Zoonotic diseases are animal diseases that can infect and cause disease in humans. Anyone working with or handling animals needs to know about zoonoses and the precautions they must take to minimise their risk of infection. Examples of zoonotic diseases are: Hydatids, Q fever, Hendra Virus, Campylobacter and Salmonella.

Hendra Virus can spread from flying foxes to horses and from infected horses to humans causing death. This winter is forecast to be a higher risk season for the north east of NSW. Horse owners are encouraged to vaccinate their horses if they compete or take their horses into Hendra risk areas. For more information read the NSW Department of Primary Industries Primefact Hedra virus.

People who have close contact with large numbers of animals such as farmers, abattoir workers, shearers, knackery workers and veterinarians are at a higher risk of contracting a zoonotic disease.

Members of the wider community are also at risk from those zoonoses that can be transmitted by family pets. People are exposed to the bacteria, protozoa, fungi, viruses and parasites that cause zoonoses in a number of ways.
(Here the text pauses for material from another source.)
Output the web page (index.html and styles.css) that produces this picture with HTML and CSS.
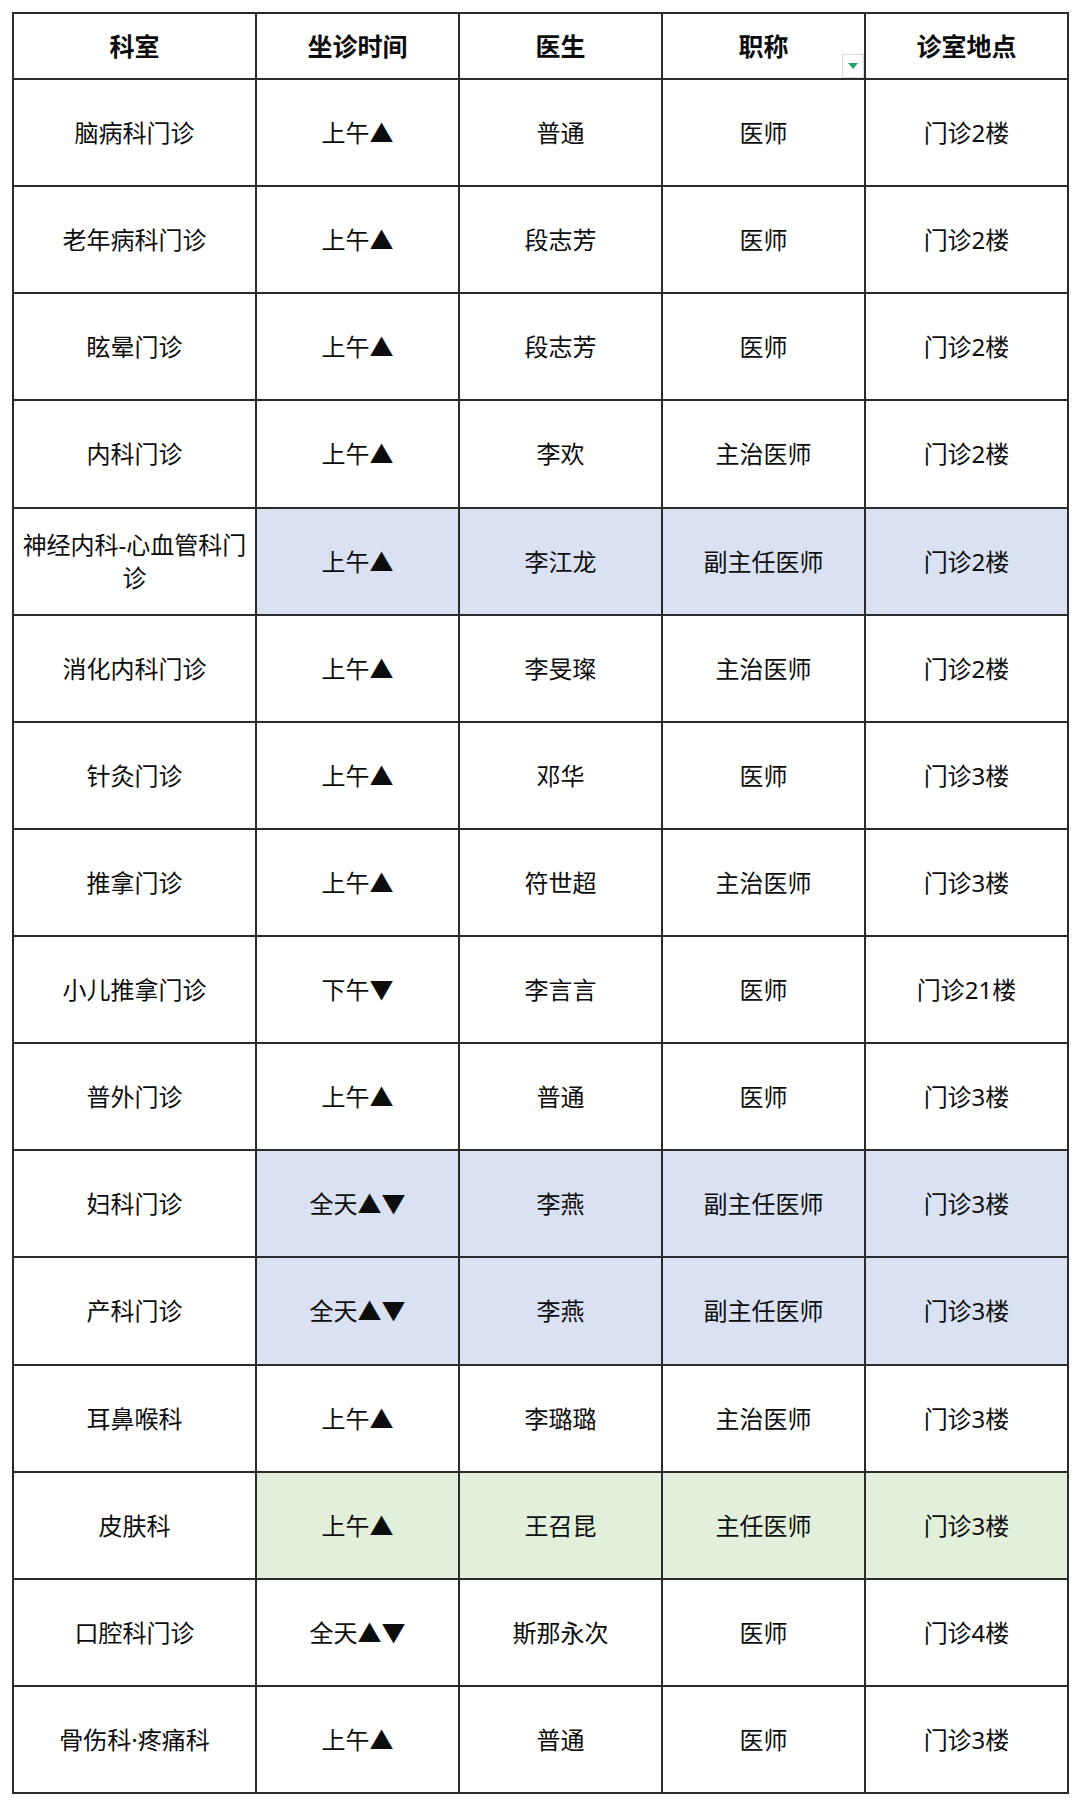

Some people are more susceptible to contracting a zoonotic disease due to their immune status, for example those people who are on immunosuppressive treatment, pregnant women, alcoholics and diabetics.

It is important to realise that zoonoses may be contracted from both ill and apparently healthy animals. The highest risk is from:

  • faeces
  • urine
  • birth fluids
  • eating raw eggs, milk and meat.

Contact with zoonotic disease agents is preventable by taking several basic precautions including:

  • washing hands well with soapy water after handling animals and before you eat
  • always prepare the meat you eat safely and cook it well
  • do not drink unpasteurised milk.
  • provide prompt and effective first aid treatment to cuts and scratches, and keep them covered
  • use personal protective equipment to match the task e.g. overalls, gloves, boots, goggles, aprons, masks
  • de-worm your farm dogs every 3 months against round worms and every 6 weeks against hydatids in high risk situations. Do not allow dogs to feed on offal
  • control rodents, feral cats and pigs
  • ensure you, at risk family members and staff are vaccinated against Q fever
  • horse owners should consider vaccinating their horse against Hendra virus.